→ **Task directions**: Write out, word for word, every line from the first one through the line that holds "solid #e2e2e2;margin-bottom:-1px;position:relative;padding:0 0", and nothing else; skip the pictures.

-------

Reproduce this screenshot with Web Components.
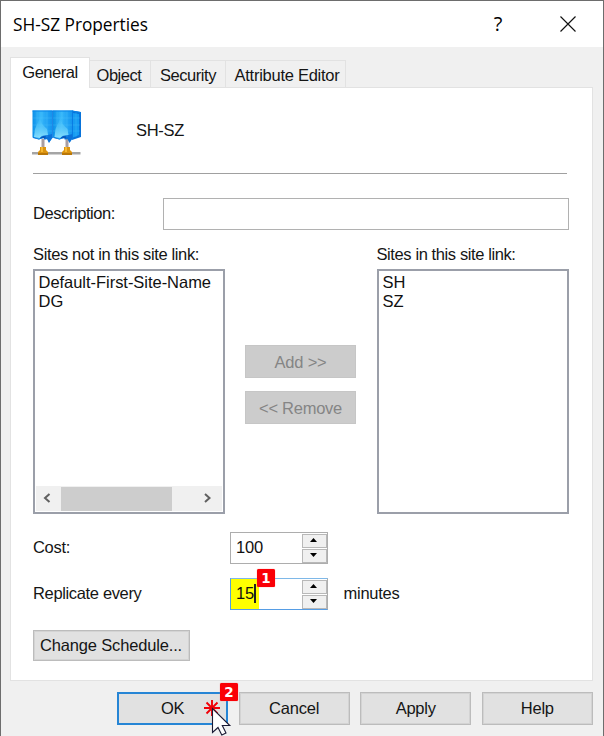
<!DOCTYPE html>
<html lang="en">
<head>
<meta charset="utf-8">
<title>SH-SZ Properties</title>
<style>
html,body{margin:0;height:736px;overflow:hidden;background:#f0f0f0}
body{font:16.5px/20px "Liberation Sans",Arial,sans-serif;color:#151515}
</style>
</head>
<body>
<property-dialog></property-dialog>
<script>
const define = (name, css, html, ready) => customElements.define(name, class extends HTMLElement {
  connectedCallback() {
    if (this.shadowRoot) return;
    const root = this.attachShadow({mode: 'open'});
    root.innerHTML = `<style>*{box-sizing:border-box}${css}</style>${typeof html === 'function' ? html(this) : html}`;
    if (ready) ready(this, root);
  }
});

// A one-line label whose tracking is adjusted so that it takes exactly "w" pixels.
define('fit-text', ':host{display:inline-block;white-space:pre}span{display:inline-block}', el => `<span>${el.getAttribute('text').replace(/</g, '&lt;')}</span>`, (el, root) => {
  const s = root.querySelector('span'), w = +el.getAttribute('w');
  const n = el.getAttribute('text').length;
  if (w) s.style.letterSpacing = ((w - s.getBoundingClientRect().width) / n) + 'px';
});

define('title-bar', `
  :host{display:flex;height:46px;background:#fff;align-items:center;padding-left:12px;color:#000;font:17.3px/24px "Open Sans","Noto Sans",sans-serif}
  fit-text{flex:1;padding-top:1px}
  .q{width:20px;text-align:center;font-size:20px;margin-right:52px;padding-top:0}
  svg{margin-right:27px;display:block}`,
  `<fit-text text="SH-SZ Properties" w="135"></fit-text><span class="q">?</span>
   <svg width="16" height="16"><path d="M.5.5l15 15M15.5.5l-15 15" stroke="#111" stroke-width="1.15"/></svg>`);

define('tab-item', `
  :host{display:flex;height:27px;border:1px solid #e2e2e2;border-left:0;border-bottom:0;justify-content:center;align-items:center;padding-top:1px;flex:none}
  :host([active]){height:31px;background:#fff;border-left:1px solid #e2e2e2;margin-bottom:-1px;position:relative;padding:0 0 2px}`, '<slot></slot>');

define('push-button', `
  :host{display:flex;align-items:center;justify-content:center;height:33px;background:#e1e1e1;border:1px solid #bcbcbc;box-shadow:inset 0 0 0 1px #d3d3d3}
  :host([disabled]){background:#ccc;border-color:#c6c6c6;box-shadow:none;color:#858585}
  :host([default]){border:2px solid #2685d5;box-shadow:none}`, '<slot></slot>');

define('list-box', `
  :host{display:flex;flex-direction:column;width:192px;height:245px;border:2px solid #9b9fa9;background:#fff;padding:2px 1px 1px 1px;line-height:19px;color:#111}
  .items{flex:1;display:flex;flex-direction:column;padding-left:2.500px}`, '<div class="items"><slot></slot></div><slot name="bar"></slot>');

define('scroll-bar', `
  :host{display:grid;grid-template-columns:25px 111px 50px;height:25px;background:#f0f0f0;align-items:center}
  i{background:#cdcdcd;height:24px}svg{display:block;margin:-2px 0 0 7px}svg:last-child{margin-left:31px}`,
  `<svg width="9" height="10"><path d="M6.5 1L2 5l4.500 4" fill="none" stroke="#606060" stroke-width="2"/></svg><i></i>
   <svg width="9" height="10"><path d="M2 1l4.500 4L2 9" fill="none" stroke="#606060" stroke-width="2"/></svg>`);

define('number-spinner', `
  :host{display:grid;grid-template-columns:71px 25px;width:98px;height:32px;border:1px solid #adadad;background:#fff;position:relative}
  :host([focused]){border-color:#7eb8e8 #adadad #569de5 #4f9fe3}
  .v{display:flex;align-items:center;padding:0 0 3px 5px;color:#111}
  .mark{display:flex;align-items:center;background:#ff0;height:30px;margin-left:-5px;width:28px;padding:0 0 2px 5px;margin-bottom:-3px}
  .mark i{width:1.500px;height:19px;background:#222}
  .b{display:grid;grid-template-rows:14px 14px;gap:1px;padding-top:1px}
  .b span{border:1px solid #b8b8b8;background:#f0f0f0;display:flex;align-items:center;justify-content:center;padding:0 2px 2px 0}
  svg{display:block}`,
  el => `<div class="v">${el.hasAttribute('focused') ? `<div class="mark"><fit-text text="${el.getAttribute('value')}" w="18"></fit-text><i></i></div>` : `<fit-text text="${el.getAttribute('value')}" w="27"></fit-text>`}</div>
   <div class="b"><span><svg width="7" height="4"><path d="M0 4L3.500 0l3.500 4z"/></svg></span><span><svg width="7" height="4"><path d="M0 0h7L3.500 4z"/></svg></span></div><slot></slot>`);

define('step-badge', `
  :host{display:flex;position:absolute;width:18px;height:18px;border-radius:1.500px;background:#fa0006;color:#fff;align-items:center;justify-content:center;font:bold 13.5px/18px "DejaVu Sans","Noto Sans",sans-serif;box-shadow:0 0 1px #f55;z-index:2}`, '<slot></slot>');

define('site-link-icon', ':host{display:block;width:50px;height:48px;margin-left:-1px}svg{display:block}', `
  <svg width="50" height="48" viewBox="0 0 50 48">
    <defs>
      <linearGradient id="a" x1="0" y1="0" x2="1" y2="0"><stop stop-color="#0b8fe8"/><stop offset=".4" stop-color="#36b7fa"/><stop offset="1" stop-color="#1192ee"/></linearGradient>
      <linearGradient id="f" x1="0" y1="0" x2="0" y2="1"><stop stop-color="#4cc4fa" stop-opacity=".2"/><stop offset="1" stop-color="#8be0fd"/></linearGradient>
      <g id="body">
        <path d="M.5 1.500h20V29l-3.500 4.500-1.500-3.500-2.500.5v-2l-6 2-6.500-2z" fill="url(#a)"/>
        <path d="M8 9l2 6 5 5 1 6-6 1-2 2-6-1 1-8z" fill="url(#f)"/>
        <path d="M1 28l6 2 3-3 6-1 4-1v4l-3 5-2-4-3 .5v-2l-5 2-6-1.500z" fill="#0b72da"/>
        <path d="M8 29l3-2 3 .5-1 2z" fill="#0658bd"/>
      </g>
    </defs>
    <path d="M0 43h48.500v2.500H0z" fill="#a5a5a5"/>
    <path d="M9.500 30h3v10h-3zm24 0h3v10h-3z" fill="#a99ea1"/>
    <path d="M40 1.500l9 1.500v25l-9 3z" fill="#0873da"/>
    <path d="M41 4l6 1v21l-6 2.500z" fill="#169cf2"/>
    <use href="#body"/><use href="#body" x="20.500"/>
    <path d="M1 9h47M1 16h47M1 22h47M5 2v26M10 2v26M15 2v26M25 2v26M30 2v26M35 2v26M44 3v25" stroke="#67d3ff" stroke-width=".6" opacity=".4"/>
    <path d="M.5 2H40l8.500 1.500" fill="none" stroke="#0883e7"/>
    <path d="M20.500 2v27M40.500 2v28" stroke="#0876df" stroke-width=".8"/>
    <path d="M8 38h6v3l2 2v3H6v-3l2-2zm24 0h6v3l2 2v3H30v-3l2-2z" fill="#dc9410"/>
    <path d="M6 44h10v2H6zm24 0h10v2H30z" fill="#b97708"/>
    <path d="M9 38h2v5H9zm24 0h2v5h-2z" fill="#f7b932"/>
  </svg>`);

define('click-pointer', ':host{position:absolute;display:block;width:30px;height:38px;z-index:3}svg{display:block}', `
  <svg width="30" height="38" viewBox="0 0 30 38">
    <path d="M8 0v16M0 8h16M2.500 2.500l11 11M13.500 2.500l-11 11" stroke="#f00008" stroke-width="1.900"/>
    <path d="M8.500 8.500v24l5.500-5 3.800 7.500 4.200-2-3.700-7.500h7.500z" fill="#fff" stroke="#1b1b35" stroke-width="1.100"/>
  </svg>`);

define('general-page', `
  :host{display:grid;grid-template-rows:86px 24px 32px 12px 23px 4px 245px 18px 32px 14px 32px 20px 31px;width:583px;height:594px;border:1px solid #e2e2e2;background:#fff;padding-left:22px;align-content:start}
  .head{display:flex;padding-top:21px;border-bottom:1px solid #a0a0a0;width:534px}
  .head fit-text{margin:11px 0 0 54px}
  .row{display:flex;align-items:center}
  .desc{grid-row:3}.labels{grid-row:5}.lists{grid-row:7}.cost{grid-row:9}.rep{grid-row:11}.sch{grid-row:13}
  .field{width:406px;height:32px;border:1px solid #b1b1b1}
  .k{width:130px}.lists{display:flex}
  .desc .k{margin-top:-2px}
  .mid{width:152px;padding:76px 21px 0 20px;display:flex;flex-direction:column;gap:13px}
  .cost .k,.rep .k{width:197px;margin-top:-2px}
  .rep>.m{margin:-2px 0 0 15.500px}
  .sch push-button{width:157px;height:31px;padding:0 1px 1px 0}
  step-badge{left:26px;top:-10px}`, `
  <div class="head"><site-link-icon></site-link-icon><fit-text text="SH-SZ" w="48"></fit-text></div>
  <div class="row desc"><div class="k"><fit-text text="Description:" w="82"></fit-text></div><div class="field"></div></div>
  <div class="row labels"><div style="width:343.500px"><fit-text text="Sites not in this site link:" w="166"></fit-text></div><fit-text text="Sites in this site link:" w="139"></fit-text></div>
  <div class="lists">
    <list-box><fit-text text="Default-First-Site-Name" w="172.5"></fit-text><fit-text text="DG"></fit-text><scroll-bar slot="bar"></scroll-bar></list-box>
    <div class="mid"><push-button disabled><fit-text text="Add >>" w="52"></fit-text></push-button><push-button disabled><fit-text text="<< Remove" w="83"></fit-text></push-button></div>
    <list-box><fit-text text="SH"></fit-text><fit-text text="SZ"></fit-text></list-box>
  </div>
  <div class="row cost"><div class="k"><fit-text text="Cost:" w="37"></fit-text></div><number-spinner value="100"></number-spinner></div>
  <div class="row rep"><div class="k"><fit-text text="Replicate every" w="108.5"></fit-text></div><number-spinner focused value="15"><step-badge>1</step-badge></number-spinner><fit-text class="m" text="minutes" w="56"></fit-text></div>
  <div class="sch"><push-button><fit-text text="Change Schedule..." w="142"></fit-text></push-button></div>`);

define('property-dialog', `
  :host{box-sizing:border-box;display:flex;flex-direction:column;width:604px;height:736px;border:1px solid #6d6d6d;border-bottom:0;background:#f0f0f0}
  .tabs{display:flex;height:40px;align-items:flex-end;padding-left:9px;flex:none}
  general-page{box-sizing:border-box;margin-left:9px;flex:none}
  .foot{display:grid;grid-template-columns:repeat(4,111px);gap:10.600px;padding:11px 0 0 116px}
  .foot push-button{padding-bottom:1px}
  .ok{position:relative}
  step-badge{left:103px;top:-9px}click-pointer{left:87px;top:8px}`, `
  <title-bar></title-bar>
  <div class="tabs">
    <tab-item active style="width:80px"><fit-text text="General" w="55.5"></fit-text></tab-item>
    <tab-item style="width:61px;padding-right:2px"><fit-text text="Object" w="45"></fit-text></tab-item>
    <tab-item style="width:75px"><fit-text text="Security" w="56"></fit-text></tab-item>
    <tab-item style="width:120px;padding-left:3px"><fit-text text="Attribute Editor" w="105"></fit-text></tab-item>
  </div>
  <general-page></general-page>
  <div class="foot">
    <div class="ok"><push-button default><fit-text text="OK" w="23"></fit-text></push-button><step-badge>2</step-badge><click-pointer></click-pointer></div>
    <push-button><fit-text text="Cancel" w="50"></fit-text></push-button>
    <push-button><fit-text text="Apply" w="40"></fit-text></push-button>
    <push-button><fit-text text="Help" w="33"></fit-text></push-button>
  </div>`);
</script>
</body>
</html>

-------

→ **The solution**:
Reproduce this screenshot with Web Components.
<!DOCTYPE html>
<html lang="en">
<head>
<meta charset="utf-8">
<title>SH-SZ Properties</title>
<style>
html,body{margin:0;height:736px;overflow:hidden;background:#f0f0f0}
body{font:16.5px/20px "Liberation Sans",Arial,sans-serif;color:#151515}
</style>
</head>
<body>
<property-dialog></property-dialog>
<script>
const define = (name, css, html, ready) => customElements.define(name, class extends HTMLElement {
  connectedCallback() {
    if (this.shadowRoot) return;
    const root = this.attachShadow({mode: 'open'});
    root.innerHTML = `<style>*{box-sizing:border-box}${css}</style>${typeof html === 'function' ? html(this) : html}`;
    if (ready) ready(this, root);
  }
});

// A one-line label whose tracking is adjusted so that it takes exactly "w" pixels.
define('fit-text', ':host{display:inline-block;white-space:pre}span{display:inline-block}', el => `<span>${el.getAttribute('text').replace(/</g, '&lt;')}</span>`, (el, root) => {
  const s = root.querySelector('span'), w = +el.getAttribute('w');
  const n = el.getAttribute('text').length;
  if (w) s.style.letterSpacing = ((w - s.getBoundingClientRect().width) / n) + 'px';
});

define('title-bar', `
  :host{display:flex;height:46px;background:#fff;align-items:center;padding-left:12px;color:#000;font:17.3px/24px "Open Sans","Noto Sans",sans-serif}
  fit-text{flex:1;padding-top:1px}
  .q{width:20px;text-align:center;font-size:20px;margin-right:52px;padding-top:0}
  svg{margin-right:27px;display:block}`,
  `<fit-text text="SH-SZ Properties" w="135"></fit-text><span class="q">?</span>
   <svg width="16" height="16"><path d="M.5.5l15 15M15.5.5l-15 15" stroke="#111" stroke-width="1.15"/></svg>`);

define('tab-item', `
  :host{display:flex;height:27px;border:1px solid #e2e2e2;border-left:0;border-bottom:0;justify-content:center;align-items:center;padding-top:1px;flex:none}
  :host([active]){height:31px;background:#fff;border-left:1px solid #e2e2e2;margin-bottom:-1px;position:relative;padding:0 0 2px}`, '<slot></slot>');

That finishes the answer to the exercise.